Featured image: Wikimedia Commons.

2 thoughts on “Do the Matthean and Lukan Birth Narratives Contradict? One Attempt at Reconciliation (and Why It Misses the Point)

  1. One view is the Genealogies in Matthew & Luke must be different.

    Matthew is the Royal Line, descended from David thru Solomon to Joseph. The right to be King could pass to an adopted son. Matthew is a very Jewish Gospel, and shows Jesus’ legal right to the throne of David.

    Romans 1:3 tells us Jesus was “… a descendant of David according to the flesh”. So, in addition to the line of Kings outlined in Matthew, Jesus was also a blood descendant of David. Luke’s Genealogy is believed to be the blood line to David because there are no Kings of Judah in the lineage. It’s possible that Heli” was Mary’s father, and Joseph was named only as the “supposed” father of Jesus.

    Did you know there was a blood-curse placed on the line of the Kings of Judah at Jeconiah (Jeremiah 22:30)? (Jeconiah in Jeremiah, and Jeconiah “as the time of exile” in Matthew are the same person)

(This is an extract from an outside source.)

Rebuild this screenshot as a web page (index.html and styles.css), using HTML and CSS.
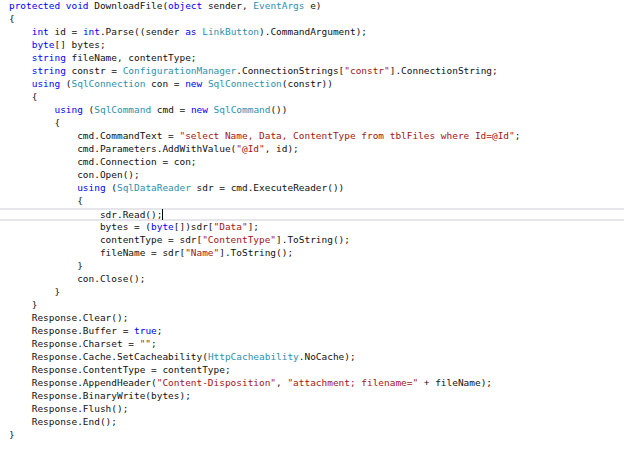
FILE: index.html
```html
<!DOCTYPE html>
<html>
<head>
<meta charset="utf-8">
<link rel="stylesheet" href="styles.css">
</head>
<body>
<div class="editor">
<div class="ln"><span class="k">protected</span> <span class="k">void</span> DownloadFile(<span class="k">object</span> sender, <span class="t">EventArgs</span> e)</div>
<div class="ln">{</div>
<div class="ln">    <span class="k">int</span> id = <span class="k">int</span>.Parse((sender <span class="k">as</span> <span class="t">LinkButton</span>).CommandArgument);</div>
<div class="ln">    <span class="k">byte</span>[] bytes;</div>
<div class="ln">    <span class="k">string</span> fileName, contentType;</div>
<div class="ln">    <span class="k">string</span> constr = <span class="t">ConfigurationManager</span>.ConnectionStrings[<span class="s">"constr"</span>].ConnectionString;</div>
<div class="ln">    <span class="k">using</span> (<span class="t">SqlConnection</span> con = <span class="k">new</span> <span class="t">SqlConnection</span>(constr))</div>
<div class="ln">    {</div>
<div class="ln">        <span class="k">using</span> (<span class="t">SqlCommand</span> cmd = <span class="k">new</span> <span class="t">SqlCommand</span>())</div>
<div class="ln">        {</div>
<div class="ln">            cmd.CommandText = <span class="s">"select Name, Data, ContentType from tblFiles where Id=@Id"</span>;</div>
<div class="ln">            cmd.Parameters.AddWithValue(<span class="s">"@Id"</span>, id);</div>
<div class="ln">            cmd.Connection = con;</div>
<div class="ln">            con.Open();</div>
<div class="ln">            <span class="k">using</span> (<span class="t">SqlDataReader</span> sdr = cmd.ExecuteReader())</div>
<div class="ln">            {</div>
<div class="ln current">                sdr.Read();<span class="caret"></span></div>
<div class="ln">                bytes = (<span class="k">byte</span>[])sdr[<span class="s">"Data"</span>];</div>
<div class="ln">                contentType = sdr[<span class="s">"ContentType"</span>].ToString();</div>
<div class="ln">                fileName = sdr[<span class="s">"Name"</span>].ToString();</div>
<div class="ln">            }</div>
<div class="ln">            con.Close();</div>
<div class="ln">        }</div>
<div class="ln">    }</div>
<div class="ln">    Response.Clear();</div>
<div class="ln">    Response.Buffer = <span class="k">true</span>;</div>
<div class="ln">    Response.Charset = <span class="s">""</span>;</div>
<div class="ln">    Response.Cache.SetCacheability(<span class="t">HttpCacheability</span>.NoCache);</div>
<div class="ln">    Response.ContentType = contentType;</div>
<div class="ln">    Response.AppendHeader(<span class="s">"Content-Disposition"</span>, <span class="s">"attachment; filename="</span> + fileName);</div>
<div class="ln">    Response.BinaryWrite(bytes);</div>
<div class="ln">    Response.Flush();</div>
<div class="ln">    Response.End();</div>
<div class="ln">}</div>
</div>
</body>
</html>
```
FILE: styles.css
```css
html, body {
  margin: 0;
  padding: 0;
  background: #ffffff;
}
.editor {
  display: flex;
  flex-direction: column;
  padding: 0 0 0 9px;
  font-family: "DejaVu Sans Mono", "Liberation Mono", monospace;
  font-size: 9.45px;
  color: #111111;
}
.ln {
  white-space: pre;
  height: 13px;
  line-height: 12px;
}
.current {
  margin-left: -9px;
  padding-left: 9px;
  box-shadow: inset 0 2px 0 #e6e6ea, inset 0 -2px 0 #e6e6ea;
  line-height: 13px;
}
.k { color: #0000ff; }
.t { color: #2b91af; }
.s { color: #a31515; }
.caret {
  display: inline-block;
  width: 0;
  height: 11px;
  border-left: 1px solid #000000;
  vertical-align: -2px;
}
```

    Jeconiah’s brothers were all killed, so there was no other way to continue the line of Kings other than thru Jeconiah. . This was a dilemma solved by the virgin birth. With the virgin birth, Jesus was a blood-descendant of David thru Mary, with the Right to Rule shown in the lineage of Matthew. The curse of Jeconiah has been bypassed by God.

    You could argue that if the Gospels of Luke and Matthew were the same, Jesus could *not* be the Messiah.